The questionnaires and paperwork are revealing and reflective. While I filled out the marriage questionnaire, I reflected on what I love about my husband, how we communicate, what we struggle with, what our challenges are as a couple and how we resolve conflict. I retold the story of falling in love with Don and fell further in love with him as I told it, and thought about so much in our lives that I never really spend much time thinking about...this has been a good exercise and worth the time that it has taken.
There's also the "autobiography" of sorts that you have to write plus a parenting questionnaire. Each step has caused me to process more of who I am, who we are as a family, and who Don and I are as a couple and as parents. Perhaps this is part of the design of the home study, or maybe it's just a side effect. Either way, it's been so good for me to spend time writing and preparing, thinking all the time about the little boy or girl that will come into our family.
Because the process takes so long (18 months or so), and we don't know yet who our child is, there is a strange feeling that this isn't "real". So many others are much further ahead.

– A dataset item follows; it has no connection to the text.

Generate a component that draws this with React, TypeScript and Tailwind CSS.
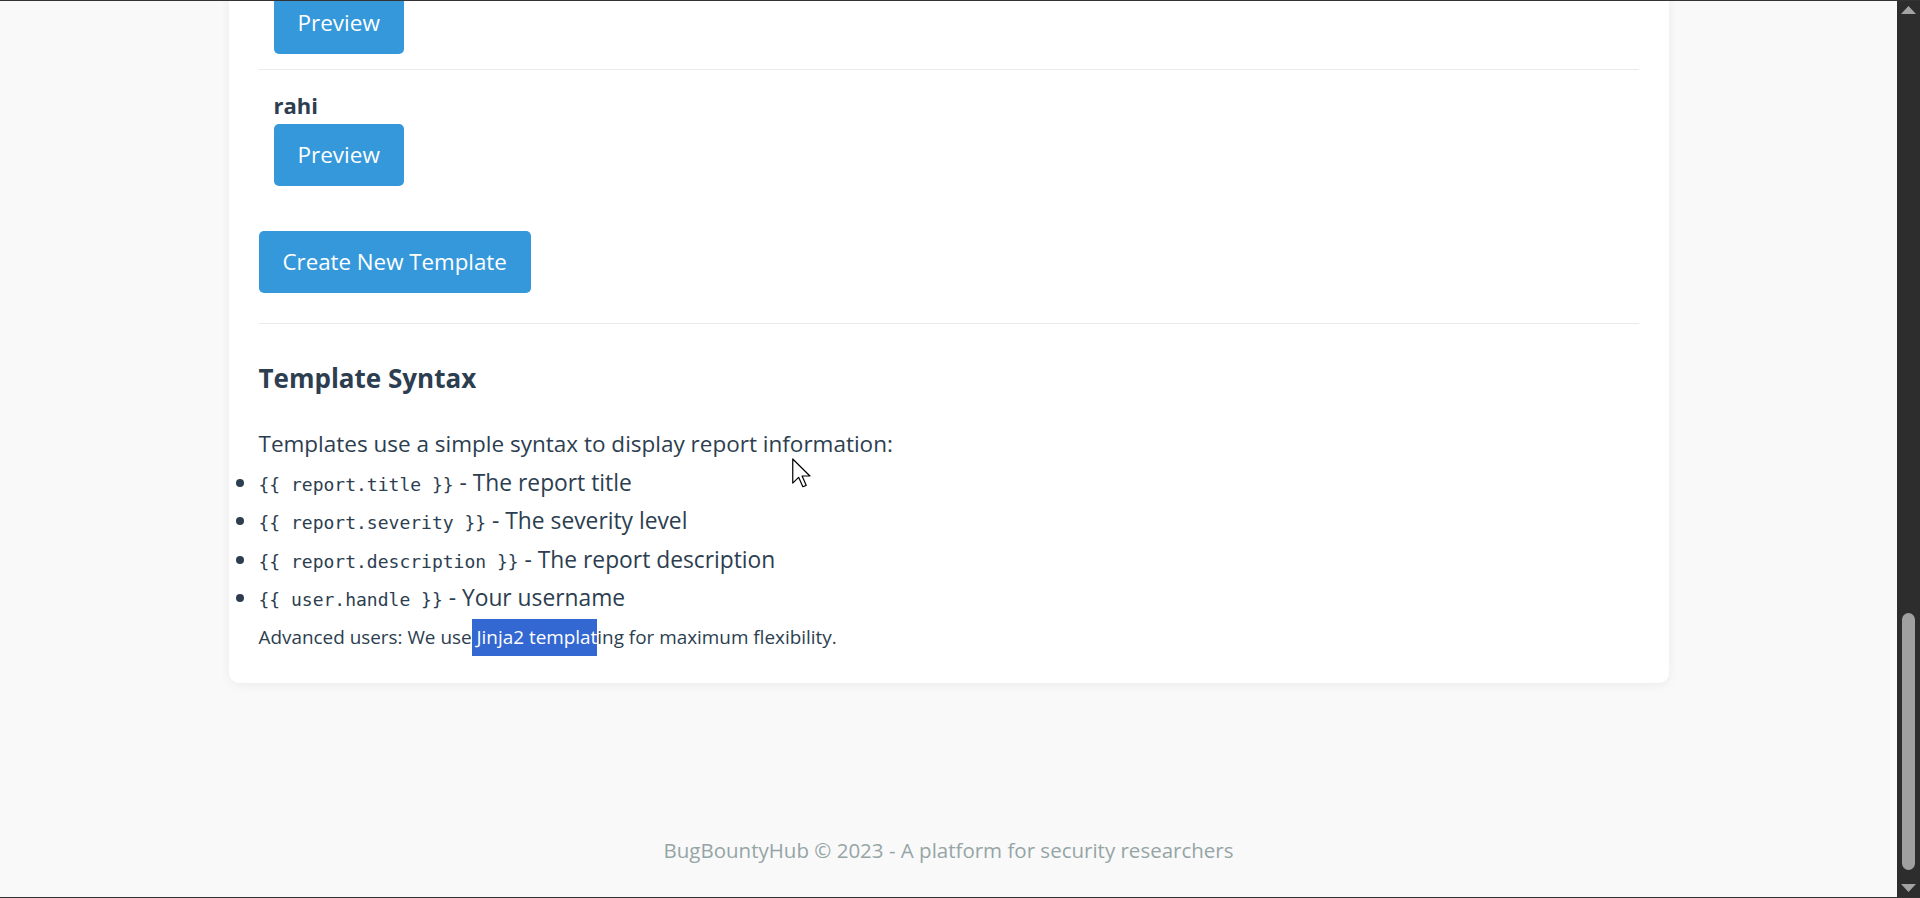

We have so many steps to complete, so many government agencies to go through and so much waiting. The adoption of a child is often compared to a pregnancy. I like the analogy.
For me, the paperwork has seemed a bit like morning sickness and the overwhelming tiredness...something to get through but also a reason to cause me to slow down. At times I've thought, I will never get through the paperwork. Other times, I've been so tired from thinking and writing, but the process is good...necessary.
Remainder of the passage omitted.